… be sure your sin will find you out.
– Numbers 32:23
In the news a couple of years ago I read a report from Kennebunkport, Maine that a fitness trainer had turned her business into an underground prostitution ring. I am not clear on whether there were multiple prostitutes available or just her, but the primary focus was on the “johns,” a variety of local men, some of them quite prominent figures, whose names were listed in the newspapers. The ensuing debate is over whether such a practice is appropriate. Won’t it ruin these men’s lives and devastate their families? The public shaming is part of the attempt to crack down on prostitution in the area.
I confess I’m not sure how I feel about the publishing of the names. I feel similar in my reaction to those who hang out in the parking lots of adult bookstores and strip clubs, snapping photos of the patrons as they come and go, to print their pics in the local paper, “outing” them. It’s an effort to “take back” neighborhoods, which I certainly sympathize with. In the latter example, nothing illegal (theoretically) is taking place, while of course in the former case, it is. And I guess I can also see the logic in publicizing the names of those soliciting prostitution as a way of creating parity with other crimes, whose suspects are regularly named in the media.
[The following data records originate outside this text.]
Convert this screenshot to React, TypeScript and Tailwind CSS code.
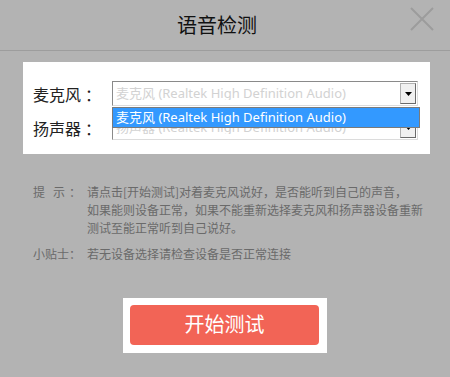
const cjk = "font-['Noto_Sans','Noto_Sans_CJK_SC',sans-serif]";

function FakeSelect({ text }: { text: string }) {
  return (
    <div className="flex h-[25px] w-[306px] items-center border border-[#8a8a8a] border-b-[#dcdcdc] border-r-[#dcdcdc] bg-white">
      <span className="flex-1 truncate pl-[3px] text-[13px] leading-none text-[#d2d2d2]">{text}</span>
      <div className="mr-[1px] flex h-[21px] w-[16px] items-center justify-center border border-[#b0b0b0] border-r-[#6a6a6a] border-b-[#6a6a6a] bg-[#f0f0f0]">
        <svg width="7" height="4" viewBox="0 0 7 4">
          <path d="M0 0h7L3.5 4z" fill="#000" />
        </svg>
      </div>
    </div>
  );
}

function Label({ text }: { text: string }) {
  return (
    <span className="flex w-[79px] text-[16px] text-[#222] font-['Noto_Sans_CJK_SC',sans-serif]">
      {text}
      <span className="ml-[4px]">：</span>
    </span>
  );
}

export default function App() {
  return (
    <div className={`relative h-[377px] w-[450px] overflow-hidden bg-[#b3b3b3] ${cjk}`}>
      <header className="flex h-[51px] items-center justify-center border-b border-[#9d9d9d] pr-[16px]">
        <h1 className="text-[20px] leading-none text-[#111] font-['Noto_Sans_CJK_SC',sans-serif]">语音检测</h1>
      </header>
      <button className="absolute left-[410px] top-[7px] h-[24px] w-[24px]">
        <svg width="24" height="24" viewBox="0 0 24 24">
          <path d="M1 1L23 23M23 1L1 23" stroke="#9c9c9c" strokeWidth="2" />
        </svg>
      </button>

      <section className="relative ml-[23px] mt-[11px] flex h-[92px] w-[407px] flex-col gap-[9px] bg-white pl-[10px] pt-[19px]">
        <div className="flex items-center">
          <Label text="麦克风" />
          <FakeSelect text="麦克风 (Realtek High Definition Audio)" />
        </div>
        <div className="flex items-center">
          <Label text="扬声器" />
          <FakeSelect text="扬声器 (Realtek High Definition Audio)" />
        </div>
        {/* open dropdown list of the first select */}
        <div className="absolute left-[89px] top-[45px] flex h-[21px] w-[308px] items-center border border-[#7a7a7a] bg-[#3399ff] pl-[3px] text-[13px] leading-none text-white">
          麦克风 (Realtek High Definition Audio)
        </div>
      </section>

      <div className="ml-[33px] mt-[29px] flex flex-col gap-[8px] text-[12px] leading-[18px] text-[#6a6a6a] font-['Noto_Sans_CJK_SC',sans-serif]">
        <div className="flex">
          <span className="flex w-[54px] shrink-0">
            <span className="mr-[8px]">提</span>
            <span className="mr-[4px]">示</span>
            <span>：</span>
          </span>
          <p className="whitespace-nowrap">
            请点击[开始测试]对着麦克风说好，是否能听到自己的声音，
            <br />
            如果能则设备正常，如果不能重新选择麦克风和扬声器设备重新
            <br />
            测试至能正常听到自己说好。
          </p>
        </div>
        <div className="flex">
          <span className="w-[54px] shrink-0">小贴士：</span>
          <p>若无设备选择请检查设备是否正常连接</p>
        </div>
      </div>

      <div className="mx-auto mt-[35px] w-[204px] bg-white pb-[8px] pl-[7px] pr-[8px] pt-[7px]">
        <button className="flex h-[40px] w-full items-center justify-center rounded-[4px] bg-[#f26456] text-[20px] leading-none text-white">
          开始测试
        </button>
      </div>
    </div>
  );
}
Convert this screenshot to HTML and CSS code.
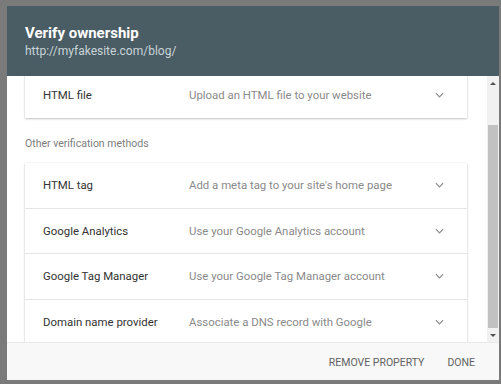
FILE: index.html
```html
<!DOCTYPE html>
<html>
<head>
<meta charset="utf-8">
<link rel="stylesheet" href="styles.css">
</head>
<body>
<div class="dialog">
  <div class="header">
    <div class="title">Verify ownership</div>
    <div class="url">http://myfakesite.com/blog/</div>
  </div>
  <div class="body">
    <div class="viewport">
      <div class="content">
        <div class="card">
          <div class="row">
            <span class="label">HTML file</span>
            <span class="desc">Upload an HTML file to your website</span>
            <svg class="chev" viewBox="0 0 10 6" width="9" height="6"><path d="M1 1l4 4 4-4" fill="none" stroke="#8a8a8a" stroke-width="1.3"/></svg>
          </div>
        </div>
        <div class="section">Other verification methods</div>
        <div class="card">
          <div class="row">
            <span class="label">HTML tag</span>
            <span class="desc">Add a meta tag to your site's home page</span>
            <svg class="chev" viewBox="0 0 10 6" width="9" height="6"><path d="M1 1l4 4 4-4" fill="none" stroke="#8a8a8a" stroke-width="1.3"/></svg>
          </div>
          <div class="row">
            <span class="label">Google Analytics</span>
            <span class="desc">Use your Google Analytics account</span>
            <svg class="chev" viewBox="0 0 10 6" width="9" height="6"><path d="M1 1l4 4 4-4" fill="none" stroke="#8a8a8a" stroke-width="1.3"/></svg>
          </div>
          <div class="row">
            <span class="label">Google Tag Manager</span>
            <span class="desc">Use your Google Tag Manager account</span>
            <svg class="chev" viewBox="0 0 10 6" width="9" height="6"><path d="M1 1l4 4 4-4" fill="none" stroke="#8a8a8a" stroke-width="1.3"/></svg>
          </div>
          <div class="row">
            <span class="label">Domain name provider</span>
            <span class="desc">Associate a DNS record with Google</span>
            <svg class="chev" viewBox="0 0 10 6" width="9" height="6"><path d="M1 1l4 4 4-4" fill="none" stroke="#8a8a8a" stroke-width="1.3"/></svg>
          </div>
        </div>
      </div>
    </div>
    <div class="scrollbar">
      <div class="arrow up"></div>
      <div class="track"><div class="thumb"></div></div>
      <div class="arrow down"></div>
    </div>
  </div>
  <div class="footer">
    <span class="btn">REMOVE PROPERTY</span>
    <span class="btn">DONE</span>
  </div>
</div>
</body>
</html>
```
FILE: styles.css
```css
html, body {
  margin: 0;
  padding: 0;
  background: #7a7a7a;
  font-family: Roboto, "Liberation Sans", sans-serif;
}
.dialog {
  margin: 6px 2px 0 7px;
  width: 492px;
  height: 374px;
  display: flex;
  flex-direction: column;
  background: #fff;
  overflow: hidden;
}
.header {
  height: 70px;
  box-sizing: border-box;
  padding: 17px 18px 0;
  background: #4a5c64;
}
.title {
  color: #fff;
  font-size: 15px;
  font-weight: 700;
  line-height: 20px;
}
.url {
  color: #c9d4d9;
  font-size: 12px;
  line-height: 16px;
}
.body {
  height: 266px;
  display: flex;
}
.viewport {
  flex: 1;
  overflow: hidden;
}
.content {
  margin-top: -5px;
  padding: 0 20px 0 18px;
}
.card {
  background: #fff;
  box-shadow: 0 1px 2px rgba(0,0,0,0.22), 0 0 1px rgba(0,0,0,0.12);
}
.row {
  height: 45.5px;
  box-sizing: border-box;
  display: flex;
  align-items: center;
  padding: 0 23px 0 18px;
  border-bottom: 1px solid #e4e4e4;
  font-size: 11.4px;
}
.row:last-child { border-bottom: none; }
.card:first-child .row { height: 47px; }
.label {
  width: 146px;
  color: #333;
}
.desc {
  flex: 1;
  color: #8a8a8a;
}
.chev { display: block; }
.section {
  font-size: 10.5px;
  color: #7d7d7d;
  padding: 19px 0 13px;
  line-height: 13px;
}
.scrollbar {
  width: 12px;
  background: #f1f1f1;
  display: flex;
  flex-direction: column;
}
.arrow {
  height: 14px;
  display: flex;
  align-items: center;
  justify-content: center;
}
.arrow::before {
  content: "";
  border-left: 3px solid transparent;
  border-right: 3px solid transparent;
}
.arrow.up::before { border-bottom: 3px solid #505050; }
.arrow.down::before { border-top: 3px solid #505050; }
.track {
  flex: 1;
  padding: 35px 1px 0 1px;
}
.thumb {
  height: 203px;
  background: #c1c1c1;
}
.footer {
  flex: 1;
  display: flex;
  justify-content: flex-end;
  align-items: center;
  gap: 23px;
  padding: 2px 24px 0 0;
  background: #f8f8f8;
  border-top: 1px solid #e8e8e8;
}
.btn {
  font-size: 10.5px;
  color: #616161;
}
```
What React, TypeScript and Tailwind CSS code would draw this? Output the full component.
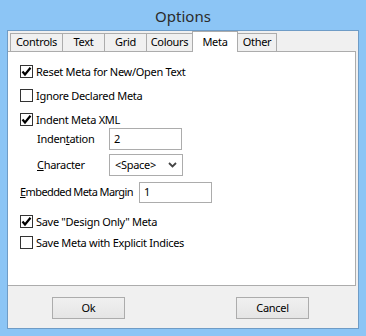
import React from "react";

const font = { fontFamily: '"Noto Sans", "Open Sans", sans-serif' };

const tabs = [
  { name: "Controls", w: "w-[53px]" },
  { name: "Text", w: "w-[43px]" },
  { name: "Grid", w: "w-[43px]" },
  { name: "Colours", w: "w-[47px]" },
  { name: "Meta", w: "w-[46px]", active: true },
  { name: "Other", w: "w-[40px]" },
];

function CheckBox({ checked }: { checked?: boolean }) {
  return (
    <div className="w-[13px] h-[13px] shrink-0 border border-[#333333] bg-white flex items-center justify-center">
      {checked && (
        <svg width="11" height="11" viewBox="0 0 11 11">
          <polyline
            points="1.5,5.5 4,8.5 9.5,1.8"
            fill="none"
            stroke="#000"
            strokeWidth="2.2"
          />
        </svg>
      )}
    </div>
  );
}

function CheckRow({
  checked,
  label,
  className = "",
}: {
  checked?: boolean;
  label: string;
  className?: string;
}) {
  return (
    <div className={`flex items-center h-[13px] pl-[12px] gap-[3px] ${className}`}>
      <CheckBox checked={checked} />
      <span className="whitespace-nowrap leading-none">{label}</span>
    </div>
  );
}

export default function App() {
  return (
    <div
      className="w-[366px] h-[336px] bg-[#8cc5f5] flex flex-col text-[11px] tracking-[-0.3px] text-black"
      style={font}
    >
      {/* title bar */}
      <div className="h-[30px] shrink-0 flex items-center justify-center text-[15px] tracking-normal text-[#2b2b2b] pt-[2px]">
        Options
      </div>

      {/* client area */}
      <div className="ml-[7px] w-[352px] h-[299px] border border-[#6f9cc6] bg-[#f0f0f0] flex flex-col">
        {/* tab strip */}
        <div className="h-[20px] shrink-0 flex items-end pl-[2px]">
          {tabs.map((t, i) =>
            t.active ? (
              <div
                key={t.name}
                className={`${t.w} h-[21px] -mb-px relative z-10 -ml-px border border-b-0 border-[#acacac] bg-white flex items-start justify-center pt-[2px]`}
              >
                {t.name}
              </div>
            ) : (
              <div
                key={t.name}
                className={`${t.w} h-[18px] ${i > 0 ? "-ml-px" : ""} border border-b-0 border-[#acacac] bg-[#f0f0f0] flex items-center justify-center`}
              >
                {t.name}
              </div>
            ),
          )}
        </div>

        {/* page */}
        <div className="w-[348px] h-[235px] shrink-0 border border-l-0 border-[#acacac] bg-white pt-[13px] flex flex-col">
          <CheckRow checked label="Reset Meta for New/Open Text" />
          <CheckRow label="Ignore Declared Meta" className="mt-[11px]" />
          <CheckRow checked label="Indent Meta XML" className="mt-[11px]" />

          <div className="mt-[2px] flex items-center h-[22px]">
            <span className="ml-[29px] w-[72px]">
              Inden<span className="underline">t</span>ation
            </span>
            <div className="w-[73px] h-[22px] border border-[#acacac] bg-white flex items-center pl-[4px]">
              2
            </div>
          </div>

          <div className="mt-[4px] flex items-center h-[22px]">
            <span className="ml-[29px] w-[72px]">
              <span className="underline">C</span>haracter
            </span>
            <div className="w-[74px] h-[22px] border border-[#acacac] bg-white flex items-center justify-between pl-[5px] pr-[5px]">
              <span>&lt;Space&gt;</span>
              <svg width="9" height="6" viewBox="0 0 9 6">
                <polyline
                  points="1,1 4.5,4.5 8,1"
                  fill="none"
                  stroke="#444"
                  strokeWidth="1.8"
                />
              </svg>
            </div>
          </div>

          <div className="mt-[6px] flex items-center h-[21px]">
            <span className="ml-[12px] w-[119px] whitespace-nowrap tracking-[-0.6px]">
              <span className="underline">E</span>mbedded Meta Margin
            </span>
            <div className="w-[73px] h-[21px] border border-[#acacac] bg-white flex items-center pl-[4px]">
              1
            </div>
          </div>

          <CheckRow checked label={'Save "Design Only" Meta'} className="mt-[12px]" />
          <CheckRow label="Save Meta with Explicit Indices" className="mt-[8px]" />
        </div>

        {/* buttons */}
        <div className="flex pl-[44px] pt-[11px] gap-[111px]">
          <button className="w-[73px] h-[22px] border border-[#acacac] bg-gradient-to-b from-[#f0f0f0] to-[#e5e5e5]">
            Ok
          </button>
          <button className="w-[73px] h-[22px] border border-[#acacac] bg-gradient-to-b from-[#f0f0f0] to-[#e5e5e5]">
            Cancel
          </button>
        </div>
      </div>
    </div>
  );
}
And I suppose this is essentially a modern fulfillment of the biblical principle: “your sins will find you out.”
Your sins will find you out. You won’t get away with it. There will be justice. In this life or the next. Or both.
I think many of us who have tasted of the Lord’s holiness have a degree, some more than others, of the shame of sin. We envision the day when we will stand before the Lord to give an account of everything we’ve done. I recall preachers past suggesting a giant movie screen will play before God and everybody of all our sins, the ones external and internal, the ones we remember and the ones we don’t. Every single drop of bitterness, unkind word, every single second of lust, every hateful thought, every self-indulgent theft of the glory belonging only to God in stunning color and panoramic vision. Like a list of names in the newspaper or only infinitely worse. “This man! This man is a pervert” the broadcast will reveal.
But then there is the promise of my holy God himself—that his Son is not ashamed to call me his brother (Hebrews 2:11). He oughta be! But he’s not. He has satisfied justice by taking the endless list of my sins upon himself, bearing my shame on a public cross beneath a paper vindictively, sarcastically publishing his name. I stake everything on that promise and the promises from which it is derived. There is the promise that he will present me blameless before the presence of his glory with great joy (Jude 24). Oh, he will read a list, all right. He calls it the Lamb’s Book of Life. And because this ferociously holy and glory-jealous God has foreknown me, elected me, justified me, sanctified me, is sanctifying me, and will glorify me, my name will be found in it.
“This man! This man is a good and faithful servant” the broadcast will reveal. For I have been covered in the righteousness of my precious Redeemer. He has cast my sins in to the depths of the sea to remember them no more. (Let the redeemed of the Lord say so!)
Christian, be sure his righteousness will find you out.